Special Correspondent

Plan to disburse two million cards to those above 18 years

NEW DELHI: The ambitious Multipurpose National Identity Card (MNIC) scheme will become operational on Saturday with the Government scheduled to release the first set prepared under the pilot project initiated four years ago.

The MNIC boasts of being a tamper-proof plastic card with data in visible zone and details in a microprocessor chip that requires a reader to peruse the data it contains.

The card would give the citizen a 16-digit ID number and would be delivered by India Post in a tamper-proof customised cover that is both waterproof and able to sustain extreme temperatures.

Rs. 45-crore project

Registrar General of India Devender Kumar Sikri told The Hindu that the Rs. 45-crore project planned to provide two million cards to people above 18 years in 13 districts across 12 States and the Union Territory of Puducherry.

After the official launch on Saturday, the MNIC centre hopes to despatch cards to two of the three million people in these districts over the next three months. A consortium of public sector companies viz. Bharat Electronics Limited at Delhi and Mumbai, Electronics Corporation of India Limited at Kolkata and Indian Telephone Industries, Chennai, have coordinated with the MNIC.
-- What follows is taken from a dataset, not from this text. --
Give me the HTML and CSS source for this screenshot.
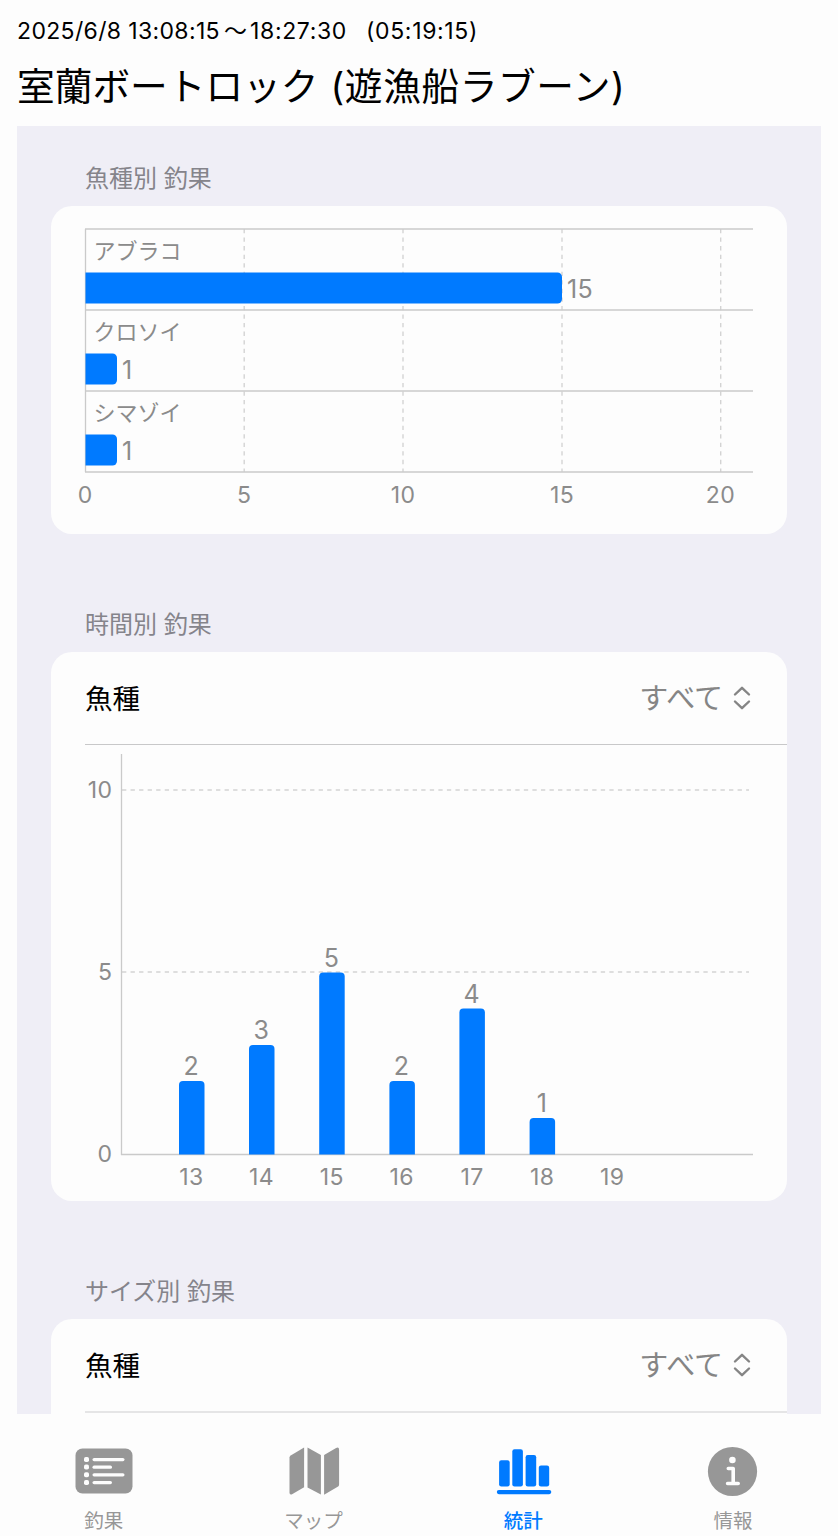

The microprocessor chip, provided by Philips, would work on system developed by the National Informatics Centre and is embedded in the plastic card designed by the National Institute of Design, Ahmedabad. It can be read offline and at present it will be available at police stations. Individuals too can purchase the reader.

Explaining the features of the16 kB chip, M. Loganathan of BEL and J. Sundara Rao of ECIL, said it had three specific usages, validation, updating and additional applications, for which some 6 KB to 8 KB space would be available. It would contain biometric data of the cardholder.

S.K. Chakrabarti, Deputy Director General of MNIC, at the Registrar General of India, has been coordinating at the Government end.

The card itself would carry digital signatures of two officials. Mr. Sikri said at present the Government was paying Rs. 60 a card, but with volumes the price could come down.

While the pilot project was launched in November 2003, The Citizenship Act, 1955, was amended in December 2003, to provide for compulsory registration of all citizens and issue of a national identity card.

The pilot project was launched in Jammu and Kashmir, Gujarat, Uttarakhand, Rajasthan, Uttar Pradesh, Assam, Andhra Pradesh, West Bengal, Tripura, Goa, Delhi and Tamil Nadu.